Without changing a character, return the entries, but not the images they hold.

— Start of Items —

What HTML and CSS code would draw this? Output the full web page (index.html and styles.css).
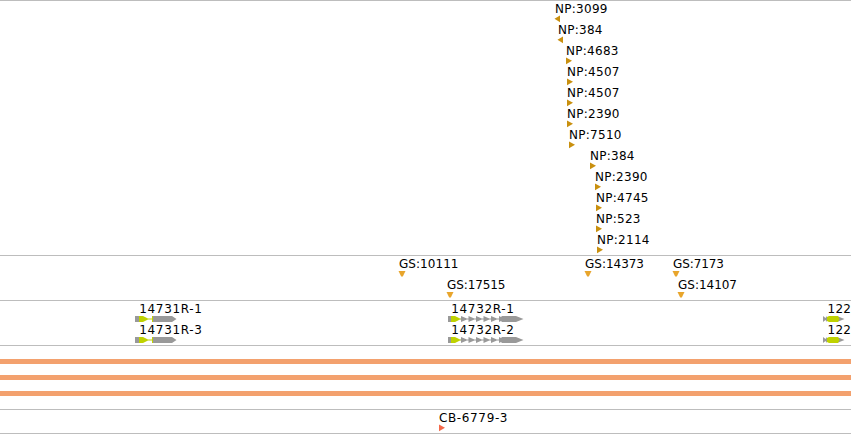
FILE: index.html
```
<!DOCTYPE html>
<html lang="en">
<head>
<meta charset="utf-8">
<title>Genome tracks</title>
<link rel="stylesheet" href="styles.css">
</head>
<body>
<main class="browser" id="browser"></main>
<script src="tracks.js"></script>
</body>
</html>
```
FILE: styles.css
```
body {
  margin: 0;
  background: #fff;
}
.browser {
  display: flex;
  flex-direction: column;
  width: 851px;
  height: 434px;
  overflow: hidden;
}
.track {
  box-sizing: border-box;
  border-top: 1px solid #bdbdbd;
}
.track svg {
  display: block;
}
.track-end {
  border-top: 1px solid #bdbdbd;
}
.label {
  font: 12px "DejaVu Sans", sans-serif;
  fill: #000;
}
.np { fill: #c9900f; }
.gs { fill: #e8a52c; }
.cb { fill: #f4694a; }
.exon { fill: #999; }
.coding { fill: #bfd200; }
.bars {
  display: flex;
  flex-direction: column;
  gap: 11px;
  height: 64px;
  padding-top: 13px;
}
.bar {
  height: 5px;
  background: #f3a16e;
}
```
FILE: tracks.js
```
const browser = document.getElementById("browser");

// Coordinates are local to each track; width fixes the drawn length of a label.
const label = (x, y, text, width) =>
  `<text class="label" x="${x}" y="${y}"${width ? ` textLength="${width}"` : ""}>${text}</text>`;
const right = (x, y, cls) => `<path class="${cls}" d="M${x} ${y - 0.5}l6 3.2-6 3.6z"/>`;
const left = (x, y, cls) => `<path class="${cls}" d="M${x + 5} ${y - 0.5}v6.7l-5.5-3.5z"/>`;
const down = (x, y, cls) => `<path class="${cls}" d="M${x - 0.5} ${y}h7l-2.7 5.5h-1.6z"/>`;

function track(height, content) {
  browser.insertAdjacentHTML("beforeend",
    `<section class="track"><svg width="851" height="${height - 1}">${content}</svg></section>`);
}

const np = [
  [555, "3099"], [558, "384"], [566, "4683"], [567, "4507"], [567, "4507"], [567, "2390"],
  [569, "7510"], [590, "384"], [595, "2390"], [596, "4745"], [596, "523"], [597, "2114"]
];
track(255, np.map(([x, id], i) =>
  label(x, 12 + i * 21, "NP:" + id, id.length === 4 ? 52.5 : 44.5) +
  (i < 2 ? left : right)(x, 15 + i * 21, "np")).join(""));

const gs = [[399, 0, "10111", 59.5], [447, 1, "17515", 58.5], [585, 0, "14373", 59],
  [673, 0, "7173", 51], [678, 1, "14107", 59]];
track(45, gs.map(([x, row, id, w]) =>
  label(x, 12 + row * 21, "GS:" + id, w) + down(x, 15 + row * 21, "gs")).join(""));

const geneA = `<path class="exon" d="M135 0h4v6h-4zM152 0h20l4.5 3-4.5 3h-20z"/>
  <path class="coding" d="M139 0h4l5 2.5h4V0h1v6h-1V3.5h-4L143 6h-4z"/>`;
const geneB = `<path class="exon" d="M448 0h3v6h-3zM460 2.5h40v1h-40zM461 0l7 3-7 3zM468.5 0l7 3-7 3zM476 0l7 3-7 3zM483.5 0l7 3-7 3zM491 0l7 3-7 3zM499 0l2 1 1-1h14l7.5 3-7.5 3h-14l-1-1-2 1z"/>
  <path class="coding" d="M451 0h4l6 3-6 3h-4z"/>`;
const geneC = `<path class="exon" d="M823 0l2.5 2L827 0v6l-1.5-2L823 6zM837 0l7.5 3-7.5 3z"/>
  <path class="coding" d="M827 1l2-1h9l1.5 3-1.5 3h-9l-2-1z"/>`;
track(45, [0, 1].map(row =>
  label(139.3, 12 + row * 21, "14731R-" + (row ? 3 : 1), 62.5) +
  label(451.3, 12 + row * 21, "14732R-" + (row + 1), 62.5) +
  label(827.5, 12 + row * 21, "122", 23.5) +
  `<g transform="translate(0 ${15 + row * 21})">${geneA}${geneB}${geneC}</g>`).join(""));

browser.insertAdjacentHTML("beforeend",
  `<section class="track bars"><div class="bar"></div><div class="bar"></div><div class="bar"></div></section>`);

track(24, label(439, 12, "CB-6779-3", 68.5) + right(439, 15, "cb"));
browser.insertAdjacentHTML("beforeend", `<div class="track-end"></div>`);
```
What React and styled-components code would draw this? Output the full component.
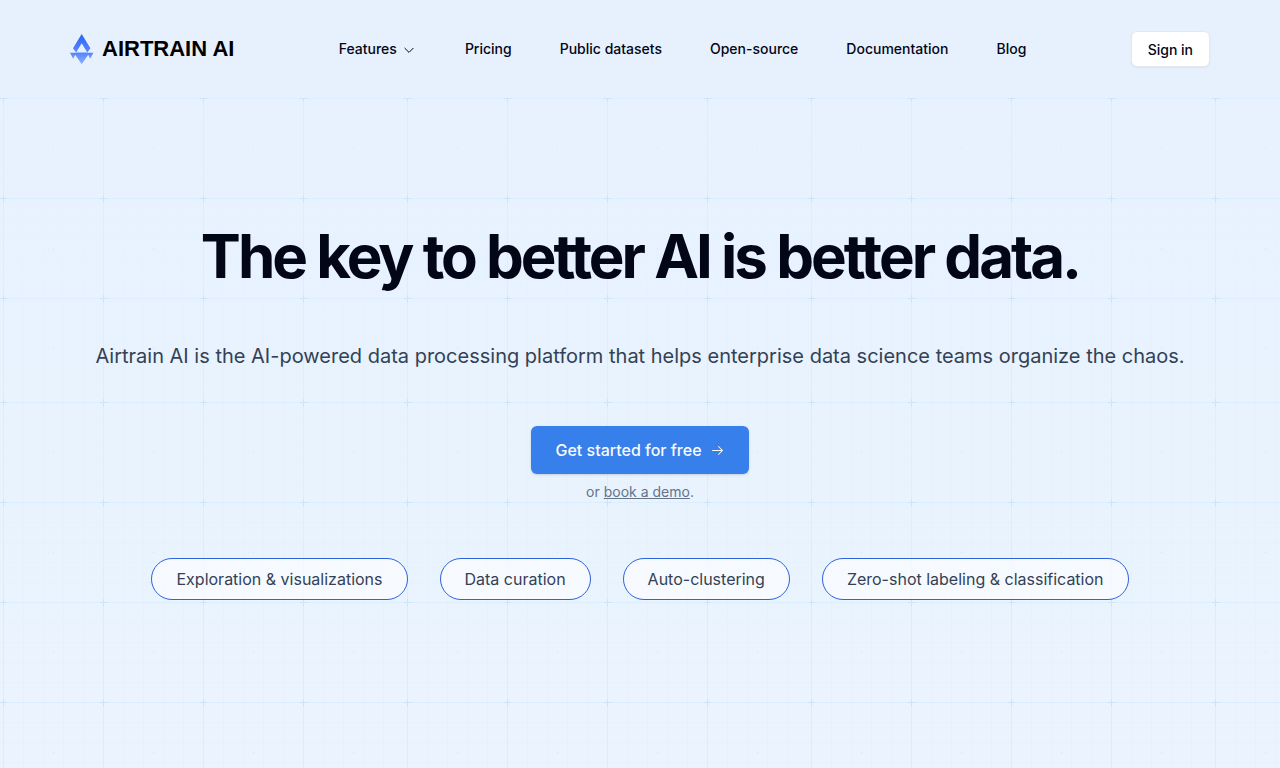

— End of Items —

Answer to this task:
What HTML and CSS code would draw this? Output the full web page (index.html and styles.css).
FILE: index.html
```
<!DOCTYPE html>
<html lang="en">
<head>
<meta charset="utf-8">
<title>Genome tracks</title>
<link rel="stylesheet" href="styles.css">
</head>
<body>
<main class="browser" id="browser"></main>
<script src="tracks.js"></script>
</body>
</html>
```
FILE: styles.css
```
body {
  margin: 0;
  background: #fff;
}
.browser {
  display: flex;
  flex-direction: column;
  width: 851px;
  height: 434px;
  overflow: hidden;
}
.track {
  box-sizing: border-box;
  border-top: 1px solid #bdbdbd;
}
.track svg {
  display: block;
}
.track-end {
  border-top: 1px solid #bdbdbd;
}
.label {
  font: 12px "DejaVu Sans", sans-serif;
  fill: #000;
}
.np { fill: #c9900f; }
.gs { fill: #e8a52c; }
.cb { fill: #f4694a; }
.exon { fill: #999; }
.coding { fill: #bfd200; }
.bars {
  display: flex;
  flex-direction: column;
  gap: 11px;
  height: 64px;
  padding-top: 13px;
}
.bar {
  height: 5px;
  background: #f3a16e;
}
```
FILE: tracks.js
```
const browser = document.getElementById("browser");

// Coordinates are local to each track; width fixes the drawn length of a label.
const label = (x, y, text, width) =>
  `<text class="label" x="${x}" y="${y}"${width ? ` textLength="${width}"` : ""}>${text}</text>`;
const right = (x, y, cls) => `<path class="${cls}" d="M${x} ${y - 0.5}l6 3.2-6 3.6z"/>`;
const left = (x, y, cls) => `<path class="${cls}" d="M${x + 5} ${y - 0.5}v6.7l-5.5-3.5z"/>`;
const down = (x, y, cls) => `<path class="${cls}" d="M${x - 0.5} ${y}h7l-2.7 5.5h-1.6z"/>`;

function track(height, content) {
  browser.insertAdjacentHTML("beforeend",
    `<section class="track"><svg width="851" height="${height - 1}">${content}</svg></section>`);
}

const np = [
  [555, "3099"], [558, "384"], [566, "4683"], [567, "4507"], [567, "4507"], [567, "2390"],
  [569, "7510"], [590, "384"], [595, "2390"], [596, "4745"], [596, "523"], [597, "2114"]
];
track(255, np.map(([x, id], i) =>
  label(x, 12 + i * 21, "NP:" + id, id.length === 4 ? 52.5 : 44.5) +
  (i < 2 ? left : right)(x, 15 + i * 21, "np")).join(""));

const gs = [[399, 0, "10111", 59.5], [447, 1, "17515", 58.5], [585, 0, "14373", 59],
  [673, 0, "7173", 51], [678, 1, "14107", 59]];
track(45, gs.map(([x, row, id, w]) =>
  label(x, 12 + row * 21, "GS:" + id, w) + down(x, 15 + row * 21, "gs")).join(""));

const geneA = `<path class="exon" d="M135 0h4v6h-4zM152 0h20l4.5 3-4.5 3h-20z"/>
  <path class="coding" d="M139 0h4l5 2.5h4V0h1v6h-1V3.5h-4L143 6h-4z"/>`;
const geneB = `<path class="exon" d="M448 0h3v6h-3zM460 2.5h40v1h-40zM461 0l7 3-7 3zM468.5 0l7 3-7 3zM476 0l7 3-7 3zM483.5 0l7 3-7 3zM491 0l7 3-7 3zM499 0l2 1 1-1h14l7.5 3-7.5 3h-14l-1-1-2 1z"/>
  <path class="coding" d="M451 0h4l6 3-6 3h-4z"/>`;
const geneC = `<path class="exon" d="M823 0l2.5 2L827 0v6l-1.5-2L823 6zM837 0l7.5 3-7.5 3z"/>
  <path class="coding" d="M827 1l2-1h9l1.5 3-1.5 3h-9l-2-1z"/>`;
track(45, [0, 1].map(row =>
  label(139.3, 12 + row * 21, "14731R-" + (row ? 3 : 1), 62.5) +
  label(451.3, 12 + row * 21, "14732R-" + (row + 1), 62.5) +
  label(827.5, 12 + row * 21, "122", 23.5) +
  `<g transform="translate(0 ${15 + row * 21})">${geneA}${geneB}${geneC}</g>`).join(""));

browser.insertAdjacentHTML("beforeend",
  `<section class="track bars"><div class="bar"></div><div class="bar"></div><div class="bar"></div></section>`);

track(24, label(439, 12, "CB-6779-3", 68.5) + right(439, 15, "cb"));
browser.insertAdjacentHTML("beforeend", `<div class="track-end"></div>`);
```
What React and styled-components code would draw this? Output the full component.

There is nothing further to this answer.